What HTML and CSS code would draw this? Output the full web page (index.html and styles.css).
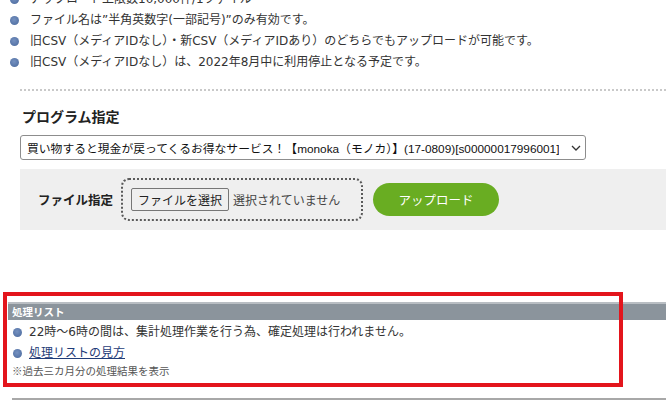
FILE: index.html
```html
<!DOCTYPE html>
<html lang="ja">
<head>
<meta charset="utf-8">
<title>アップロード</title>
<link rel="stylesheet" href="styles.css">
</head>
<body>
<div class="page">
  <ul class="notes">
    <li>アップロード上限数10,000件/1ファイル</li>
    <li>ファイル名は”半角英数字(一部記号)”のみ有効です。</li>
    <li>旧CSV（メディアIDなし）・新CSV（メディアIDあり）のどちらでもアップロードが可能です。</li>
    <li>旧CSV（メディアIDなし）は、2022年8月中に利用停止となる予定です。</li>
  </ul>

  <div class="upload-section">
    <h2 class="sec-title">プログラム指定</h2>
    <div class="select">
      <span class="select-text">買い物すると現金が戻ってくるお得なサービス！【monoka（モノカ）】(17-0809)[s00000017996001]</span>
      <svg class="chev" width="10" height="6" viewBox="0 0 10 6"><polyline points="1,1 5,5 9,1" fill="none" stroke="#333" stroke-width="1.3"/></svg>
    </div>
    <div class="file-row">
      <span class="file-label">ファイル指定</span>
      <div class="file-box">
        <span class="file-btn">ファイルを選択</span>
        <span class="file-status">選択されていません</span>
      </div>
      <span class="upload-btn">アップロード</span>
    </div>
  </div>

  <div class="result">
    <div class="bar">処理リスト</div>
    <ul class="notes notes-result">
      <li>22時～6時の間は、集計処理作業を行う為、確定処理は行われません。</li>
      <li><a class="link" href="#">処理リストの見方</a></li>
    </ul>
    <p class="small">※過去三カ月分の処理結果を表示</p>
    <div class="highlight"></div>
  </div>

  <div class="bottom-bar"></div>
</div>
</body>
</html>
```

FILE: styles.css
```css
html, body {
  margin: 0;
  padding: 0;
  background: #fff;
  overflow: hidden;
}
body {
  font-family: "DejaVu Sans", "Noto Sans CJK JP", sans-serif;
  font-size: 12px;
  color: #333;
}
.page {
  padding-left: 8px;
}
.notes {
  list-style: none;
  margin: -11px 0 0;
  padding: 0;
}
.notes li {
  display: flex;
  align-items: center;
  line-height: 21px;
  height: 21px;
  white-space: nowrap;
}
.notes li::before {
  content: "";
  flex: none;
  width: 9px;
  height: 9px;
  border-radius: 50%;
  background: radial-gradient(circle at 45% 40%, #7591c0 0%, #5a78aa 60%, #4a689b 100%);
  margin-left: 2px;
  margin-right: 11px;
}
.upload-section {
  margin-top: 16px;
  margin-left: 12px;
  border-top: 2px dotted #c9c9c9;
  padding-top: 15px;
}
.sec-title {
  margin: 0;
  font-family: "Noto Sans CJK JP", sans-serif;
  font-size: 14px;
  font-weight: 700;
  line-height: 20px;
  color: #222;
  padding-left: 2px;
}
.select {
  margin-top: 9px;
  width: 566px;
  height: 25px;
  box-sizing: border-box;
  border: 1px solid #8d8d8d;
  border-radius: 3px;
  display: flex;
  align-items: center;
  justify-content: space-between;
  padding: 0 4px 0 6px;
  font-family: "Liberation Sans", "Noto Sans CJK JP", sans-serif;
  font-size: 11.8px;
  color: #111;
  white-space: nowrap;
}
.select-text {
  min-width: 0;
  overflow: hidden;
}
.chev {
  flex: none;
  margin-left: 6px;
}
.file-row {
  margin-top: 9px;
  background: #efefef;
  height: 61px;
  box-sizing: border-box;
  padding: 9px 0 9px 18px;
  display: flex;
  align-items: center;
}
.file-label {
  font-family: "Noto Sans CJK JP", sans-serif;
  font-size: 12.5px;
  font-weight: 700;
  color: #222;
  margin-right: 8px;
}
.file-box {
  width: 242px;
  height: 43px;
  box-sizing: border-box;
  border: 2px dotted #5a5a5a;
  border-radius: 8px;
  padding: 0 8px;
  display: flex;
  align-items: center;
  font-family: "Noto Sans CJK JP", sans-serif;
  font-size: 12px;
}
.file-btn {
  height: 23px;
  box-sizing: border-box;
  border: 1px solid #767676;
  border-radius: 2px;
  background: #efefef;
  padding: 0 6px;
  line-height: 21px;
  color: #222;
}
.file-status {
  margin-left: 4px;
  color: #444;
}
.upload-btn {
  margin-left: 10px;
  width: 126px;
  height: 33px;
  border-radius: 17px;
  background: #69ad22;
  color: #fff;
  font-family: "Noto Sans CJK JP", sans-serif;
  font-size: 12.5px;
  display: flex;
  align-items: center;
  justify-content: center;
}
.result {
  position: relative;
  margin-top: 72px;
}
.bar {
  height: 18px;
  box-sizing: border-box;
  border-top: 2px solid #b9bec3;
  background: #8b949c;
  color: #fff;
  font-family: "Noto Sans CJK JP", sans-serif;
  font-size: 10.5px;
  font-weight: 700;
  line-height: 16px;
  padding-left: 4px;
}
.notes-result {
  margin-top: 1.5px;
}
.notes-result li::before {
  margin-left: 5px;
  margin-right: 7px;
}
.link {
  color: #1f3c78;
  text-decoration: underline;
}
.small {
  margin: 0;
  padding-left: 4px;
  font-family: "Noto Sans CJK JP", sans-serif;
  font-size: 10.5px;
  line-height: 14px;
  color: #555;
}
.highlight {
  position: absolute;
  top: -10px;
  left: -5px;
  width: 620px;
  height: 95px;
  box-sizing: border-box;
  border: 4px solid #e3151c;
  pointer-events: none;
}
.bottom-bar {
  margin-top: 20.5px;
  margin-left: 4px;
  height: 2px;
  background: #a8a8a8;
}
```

═══

Goal:
Skip the images and write out the rest of the listing exactly.

Answer in full:
What HTML and CSS code would draw this? Output the full web page (index.html and styles.css).
FILE: index.html
```html
<!DOCTYPE html>
<html lang="ja">
<head>
<meta charset="utf-8">
<title>アップロード</title>
<link rel="stylesheet" href="styles.css">
</head>
<body>
<div class="page">
  <ul class="notes">
    <li>アップロード上限数10,000件/1ファイル</li>
    <li>ファイル名は”半角英数字(一部記号)”のみ有効です。</li>
    <li>旧CSV（メディアIDなし）・新CSV（メディアIDあり）のどちらでもアップロードが可能です。</li>
    <li>旧CSV（メディアIDなし）は、2022年8月中に利用停止となる予定です。</li>
  </ul>

  <div class="upload-section">
    <h2 class="sec-title">プログラム指定</h2>
    <div class="select">
      <span class="select-text">買い物すると現金が戻ってくるお得なサービス！【monoka（モノカ）】(17-0809)[s00000017996001]</span>
      <svg class="chev" width="10" height="6" viewBox="0 0 10 6"><polyline points="1,1 5,5 9,1" fill="none" stroke="#333" stroke-width="1.3"/></svg>
    </div>
    <div class="file-row">
      <span class="file-label">ファイル指定</span>
      <div class="file-box">
        <span class="file-btn">ファイルを選択</span>
        <span class="file-status">選択されていません</span>
      </div>
      <span class="upload-btn">アップロード</span>
    </div>
  </div>

  <div class="result">
    <div class="bar">処理リスト</div>
    <ul class="notes notes-result">
      <li>22時～6時の間は、集計処理作業を行う為、確定処理は行われません。</li>
      <li><a class="link" href="#">処理リストの見方</a></li>
    </ul>
    <p class="small">※過去三カ月分の処理結果を表示</p>
    <div class="highlight"></div>
  </div>

  <div class="bottom-bar"></div>
</div>
</body>
</html>
```

FILE: styles.css
```css
html, body {
  margin: 0;
  padding: 0;
  background: #fff;
  overflow: hidden;
}
body {
  font-family: "DejaVu Sans", "Noto Sans CJK JP", sans-serif;
  font-size: 12px;
  color: #333;
}
.page {
  padding-left: 8px;
}
.notes {
  list-style: none;
  margin: -11px 0 0;
  padding: 0;
}
.notes li {
  display: flex;
  align-items: center;
  line-height: 21px;
  height: 21px;
  white-space: nowrap;
}
.notes li::before {
  content: "";
  flex: none;
  width: 9px;
  height: 9px;
  border-radius: 50%;
  background: radial-gradient(circle at 45% 40%, #7591c0 0%, #5a78aa 60%, #4a689b 100%);
  margin-left: 2px;
  margin-right: 11px;
}
.upload-section {
  margin-top: 16px;
  margin-left: 12px;
  border-top: 2px dotted #c9c9c9;
  padding-top: 15px;
}
.sec-title {
  margin: 0;
  font-family: "Noto Sans CJK JP", sans-serif;
  font-size: 14px;
  font-weight: 700;
  line-height: 20px;
  color: #222;
  padding-left: 2px;
}
.select {
  margin-top: 9px;
  width: 566px;
  height: 25px;
  box-sizing: border-box;
  border: 1px solid #8d8d8d;
  border-radius: 3px;
  display: flex;
  align-items: center;
  justify-content: space-between;
  padding: 0 4px 0 6px;
  font-family: "Liberation Sans", "Noto Sans CJK JP", sans-serif;
  font-size: 11.8px;
  color: #111;
  white-space: nowrap;
}
.select-text {
  min-width: 0;
  overflow: hidden;
}
.chev {
  flex: none;
  margin-left: 6px;
}
.file-row {
  margin-top: 9px;
  background: #efefef;
  height: 61px;
  box-sizing: border-box;
  padding: 9px 0 9px 18px;
  display: flex;
  align-items: center;
}
.file-label {
  font-family: "Noto Sans CJK JP", sans-serif;
  font-size: 12.5px;
  font-weight: 700;
  color: #222;
  margin-right: 8px;
}
.file-box {
  width: 242px;
  height: 43px;
  box-sizing: border-box;
  border: 2px dotted #5a5a5a;
  border-radius: 8px;
  padding: 0 8px;
  display: flex;
  align-items: center;
  font-family: "Noto Sans CJK JP", sans-serif;
  font-size: 12px;
}
.file-btn {
  height: 23px;
  box-sizing: border-box;
  border: 1px solid #767676;
  border-radius: 2px;
  background: #efefef;
  padding: 0 6px;
  line-height: 21px;
  color: #222;
}
.file-status {
  margin-left: 4px;
  color: #444;
}
.upload-btn {
  margin-left: 10px;
  width: 126px;
  height: 33px;
  border-radius: 17px;
  background: #69ad22;
  color: #fff;
  font-family: "Noto Sans CJK JP", sans-serif;
  font-size: 12.5px;
  display: flex;
  align-items: center;
  justify-content: center;
}
.result {
  position: relative;
  margin-top: 72px;
}
.bar {
  height: 18px;
  box-sizing: border-box;
  border-top: 2px solid #b9bec3;
  background: #8b949c;
  color: #fff;
  font-family: "Noto Sans CJK JP", sans-serif;
  font-size: 10.5px;
  font-weight: 700;
  line-height: 16px;
  padding-left: 4px;
}
.notes-result {
  margin-top: 1.5px;
}
.notes-result li::before {
  margin-left: 5px;
  margin-right: 7px;
}
.link {
  color: #1f3c78;
  text-decoration: underline;
}
.small {
  margin: 0;
  padding-left: 4px;
  font-family: "Noto Sans CJK JP", sans-serif;
  font-size: 10.5px;
  line-height: 14px;
  color: #555;
}
.highlight {
  position: absolute;
  top: -10px;
  left: -5px;
  width: 620px;
  height: 95px;
  box-sizing: border-box;
  border: 4px solid #e3151c;
  pointer-events: none;
}
.bottom-bar {
  margin-top: 20.5px;
  margin-left: 4px;
  height: 2px;
  background: #a8a8a8;
}
```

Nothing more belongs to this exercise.